"This award is funded under the American Recovery and Reinvestment Act of 2009 (Public Law 111-5)."
The objective of this research is to investigate microfluidic technology as a platform for highly flexible antennas and electronics. The approach is to fill flexible, elastomeric microchannels with a liquid metal that has unique rheological properties. These properties allow the liquid metal to maintain mechanical stability in the channels and to flow in response to deformation (stretching, flexing, wrapping) to ensure electrical continuity while providing significant tunability and conformability.

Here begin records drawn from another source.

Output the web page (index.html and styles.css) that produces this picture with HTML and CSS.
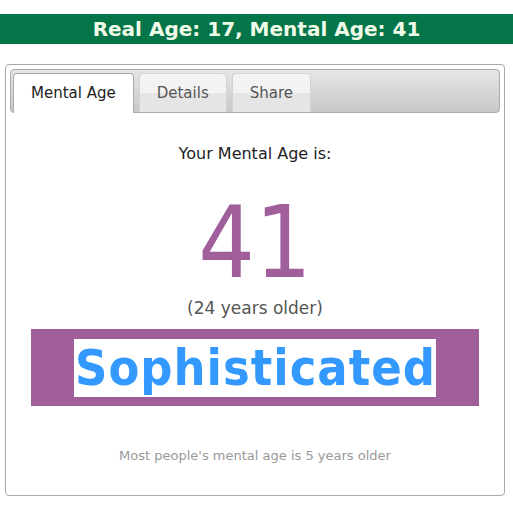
FILE: index.html
```html
<!DOCTYPE html>
<html>
<head>
<meta charset="utf-8">
<link rel="stylesheet" href="styles.css">
</head>
<body>
<div class="topbar">Real Age: 17, Mental Age: 41</div>
<div class="card">
  <div class="tabs">
    <div class="tab active">Mental Age</div>
    <div class="tab">Details</div>
    <div class="tab">Share</div>
  </div>
  <div class="panel">
    <div class="intro">Your Mental Age is:</div>
    <div class="age">41</div>
    <div class="diff">(24 years older)</div>
    <div class="badge"><span class="word">Sophisticated</span></div>
    <div class="note">Most people's mental age is 5 years older</div>
  </div>
</div>
</body>
</html>
```
FILE: styles.css
```css
body {
  margin: 0;
  font-family: "DejaVu Sans", Verdana, sans-serif;
  background: #fff;
}
.topbar {
  margin-top: 14px;
  height: 30px;
  line-height: 30px;
  background: #047548;
  color: #f0fbe8;
  font-weight: bold;
  font-size: 20px;
  text-align: center;
}
.card {
  margin: 20px 0 0 5px;
  width: 490px;
  height: 422px;
  border: 1px solid #aaaaaa;
  border-radius: 4px;
  padding: 4px;
}
.tabs {
  display: flex;
  gap: 5px;
  height: 39px;
  padding: 3px 0 0 2px;
  border: 1px solid #aaaaaa;
  border-radius: 4px;
  background: linear-gradient(#e6e6e6, #c8c8c8);
}
.tab {
  padding: 0 17px;
  line-height: 38px;
  font-size: 15px;
  color: #555;
  border: 1px solid #d3d3d3;
  border-bottom: none;
  border-radius: 4px 4px 0 0;
  background: linear-gradient(#f3f3f3 50%, #e5e5e5 50%);
}
.tab.active {
  background: #fff;
  color: #222;
  border-color: #aaaaaa;
  height: 39px;
}
.panel {
  text-align: center;
  padding: 0 21px;
}
.intro {
  margin-top: 31px;
  font-size: 16px;
  line-height: 19px;
  color: #222;
}
.age {
  margin-top: 30px;
  font-family: "DejaVu Sans Condensed", "DejaVu Sans", sans-serif;
  font-size: 99px;
  line-height: 100px;
  color: #a05e9b;
}
.diff {
  margin-top: 5px;
  font-size: 17px;
  line-height: 20px;
  color: #555;
}
.badge {
  margin-top: 11px;
  background: #a05e9b;
  height: 77px;
  padding-top: 10px;
  box-sizing: border-box;
}
.word {
  background: #fff;
  color: #3399ff;
  font-family: "DejaVu Sans Condensed", "DejaVu Sans", sans-serif;
  font-weight: bold;
  font-size: 50px;
  letter-spacing: 1px;
  padding-left: 1px;
}
.note {
  margin-top: 42px;
  font-size: 13px;
  line-height: 15px;
  color: #999;
}
```
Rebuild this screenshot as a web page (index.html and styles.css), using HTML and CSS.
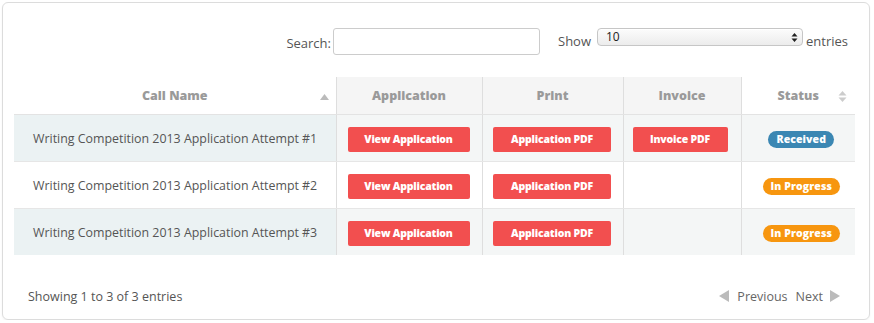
FILE: index.html
```html
<!DOCTYPE html>
<html>
<head>
<meta charset="utf-8">
<link rel="stylesheet" href="styles.css">
</head>
<body>
<div class="panel">
  <div class="toolbar">
    <label class="search">Search:<input class="search-input" type="text"></label>
    <div class="show">Show <div class="select"><span>10</span><span class="spin"><svg width="7" height="11" viewBox="0 0 7 11"><path d="M3.5 1 L6.5 4.5 L0.5 4.5 Z M3.5 10 L6.5 6.5 L0.5 6.5 Z" fill="#222"/></svg></span></div> entries</div>
  </div>
  <table class="grid">
    <colgroup>
      <col class="c1"><col class="c2"><col class="c3"><col class="c4"><col class="c5">
    </colgroup>
    <thead>
      <tr>
        <th class="sort">Call Name<svg class="sort-icon asc" width="9" height="6" viewBox="0 0 9 6"><path d="M4.5 0 L9 6 L0 6 Z" fill="#bbb"/></svg></th>
        <th class="fixed">Application</th>
        <th class="fixed">Print</th>
        <th class="fixed">Invoice</th>
        <th class="sort">Status<svg class="sort-icon both" width="9" height="11" viewBox="0 0 9 11"><path d="M4.5 0 L8.5 4.5 L0.5 4.5 Z" fill="#ccc"/><path d="M4.5 11 L8.5 6.5 L0.5 6.5 Z" fill="#ccc"/></svg></th>
      </tr>
    </thead>
    <tbody>
      <tr class="odd">
        <td class="name">Writing Competition 2013 Application Attempt #1</td>
        <td><span class="btn w-view">View Application</span></td>
        <td><span class="btn w-pdf">Application PDF</span></td>
        <td><span class="btn w-inv">Invoice PDF</span></td>
        <td><span class="badge blue">Received</span></td>
      </tr>
      <tr class="even">
        <td class="name">Writing Competition 2013 Application Attempt #2</td>
        <td><span class="btn w-view">View Application</span></td>
        <td><span class="btn w-pdf">Application PDF</span></td>
        <td></td>
        <td><span class="badge orange">In Progress</span></td>
      </tr>
      <tr class="odd">
        <td class="name">Writing Competition 2013 Application Attempt #3</td>
        <td><span class="btn w-view">View Application</span></td>
        <td><span class="btn w-pdf">Application PDF</span></td>
        <td></td>
        <td><span class="badge orange">In Progress</span></td>
      </tr>
    </tbody>
  </table>
  <div class="footer">
    <div class="info">Showing 1 to 3 of 3 entries</div>
    <div class="pager">
      <span class="pg"><svg width="10" height="12" viewBox="0 0 10 12"><path d="M0 6 L10 0 L10 12 Z" fill="#bbb"/></svg>Previous</span>
      <span class="pg">Next<svg width="10" height="12" viewBox="0 0 10 12"><path d="M10 6 L0 0 L0 12 Z" fill="#bbb"/></svg></span>
    </div>
  </div>
</div>
</body>
</html>
```
FILE: styles.css
```css
html, body {
  margin: 0;
  padding: 0;
  background: #ffffff;
}
body {
  font-family: "Open Sans", "DejaVu Sans", sans-serif;
  color: #555;
  font-size: 13px;
}
.panel {
  box-sizing: border-box;
  margin: 2px 0 0 2px;
  width: 868px;
  height: 318px;
  border: 1px solid #dcdcdc;
  border-radius: 6px;
  padding: 23px 13px 0 11px;
  box-shadow: 0 1px 2px rgba(0,0,0,0.05);
}
.toolbar {
  display: flex;
  justify-content: flex-end;
  align-items: flex-start;
  height: 27px;
  padding-right: 8px;
}
.search {
  display: flex;
  align-items: center;
  color: #555;
  font-size: 13px;
  height: 27px;
  margin-top: 3px;
}
.search-input {
  box-sizing: border-box;
  width: 207px;
  height: 27px;
  margin: -3px 0 0 2px;
  border: 1px solid #ccc;
  border-radius: 3px;
  background: #fff;
  padding: 0;
}
.show {
  display: flex;
  align-items: flex-start;
  margin-left: 18px;
  font-size: 13px;
  line-height: 18px;
  padding-top: 6px;
}
.select {
  box-sizing: border-box;
  display: flex;
  align-items: center;
  justify-content: space-between;
  width: 206px;
  height: 18px;
  margin: -4px 3px 0 6px;
  border: 1px solid #c6c6c6;
  border-radius: 4px;
  background: linear-gradient(#fcfcfc, #ececec);
  padding: 0 4px 0 8px;
  color: #222;
  font-size: 12px;
  box-shadow: inset 0 1px 0 #fff;
}
.spin {
  display: flex;
  align-items: center;
}
.grid {
  margin-top: 24px;
  border-collapse: collapse;
  table-layout: fixed;
  width: 841px;
}
.c1 { width: 322px; }
.c2 { width: 146px; }
.c3 { width: 141px; }
.c4 { width: 118px; }
.c5 { width: 114px; }
.grid th {
  height: 37px;
  padding: 0;
  font-weight: 800;
  font-size: 12.5px;
  color: #9a9a9a;
  text-align: center;
  border-bottom: 1px solid #e3e3e3;
  position: relative;
}
.grid th + th {
  border-left: 1px solid #dedede;
}
.grid th.fixed {
  background: #f5f5f5;
}
.grid th.sort {
  background: #fff;
}
.sort-icon {
  position: absolute;
  top: 50%;
}
.sort-icon.asc {
  right: 7px;
  margin-top: -2px;
}
.sort-icon.both {
  right: 8px;
  margin-top: -5px;
}
.grid td {
  height: 46px;
  padding: 0;
  text-align: center;
  border-bottom: 1px solid #e6e6e6;
  vertical-align: middle;
}
.grid td + td {
  border-left: 1px solid #dedede;
}
.grid tr:last-child td {
  border-bottom: none;
}
.grid tr.odd td {
  background: #f4f6f6;
}
.grid tr.odd td.name {
  background: #ebf2f3;
}
.grid td.name {
  text-align: left;
  padding-left: 19px;
  color: #555;
  font-size: 12.4px;
  white-space: nowrap;
}
.btn {
  display: inline-block;
  box-sizing: border-box;
  height: 25px;
  line-height: 25px;
  background: #f24f4f;
  color: #fff;
  font-weight: 800;
  font-size: 10.5px;
  border-radius: 2px;
  letter-spacing: -0.2px;
  margin-top: 3px;
}
.w-view { width: 122px; margin-left: -1px; }
.w-pdf { width: 118px; margin-left: -1px; }
.w-inv { width: 95px; margin-left: -4px; }
.badge {
  display: inline-block;
  height: 17px;
  line-height: 17px;
  padding: 0 8px;
  border-radius: 9px;
  color: #fff;
  font-weight: 800;
  font-size: 10.5px;
  letter-spacing: 0.1px;
}
.badge.blue {
  background: #3b87b3;
  margin-left: 6px;
}
.badge.orange {
  background: #f7960f;
  margin-left: 6px;
}
.footer {
  display: flex;
  justify-content: space-between;
  align-items: center;
  margin-top: 32px;
  padding: 0 16px 0 14px;
  height: 18px;
  font-size: 12.5px;
  color: #555;
}
.pager {
  display: flex;
  align-items: center;
  gap: 8px;
}
.pg {
  display: flex;
  align-items: center;
  gap: 8px;
  color: #666;
}
.pg:last-child {
  gap: 7px;
}
```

The proposed devices represent a significant improvement from conventional copper antennas, which cannot be stretched beyond ~2% strain without inducing irreversible damage. This collaborative project will have an impact on applications ranging from wireless devices to biomedical electronics. The research will provide a better understanding of the characteristics and limitations of the proposed systems, and will allow this technology to be incorporated into complex antenna architectures.
The proposed interdisciplinary research will benefit society by leading to advanced electronics that are (i) wearable, (ii) surface conformal, (iii) responsive to external stimuli, and (iv) durable / self-healing. Underrepresented students and undergraduates will be actively recruited for this project through established programs at NCSU. A prototype antenna will be developed as an outreach tool for presentations at the Engineering Open House and NCSU Undergraduate Research Symposium, which collectively attracts more than 1,500 high school and community college students and their parents to campus each year.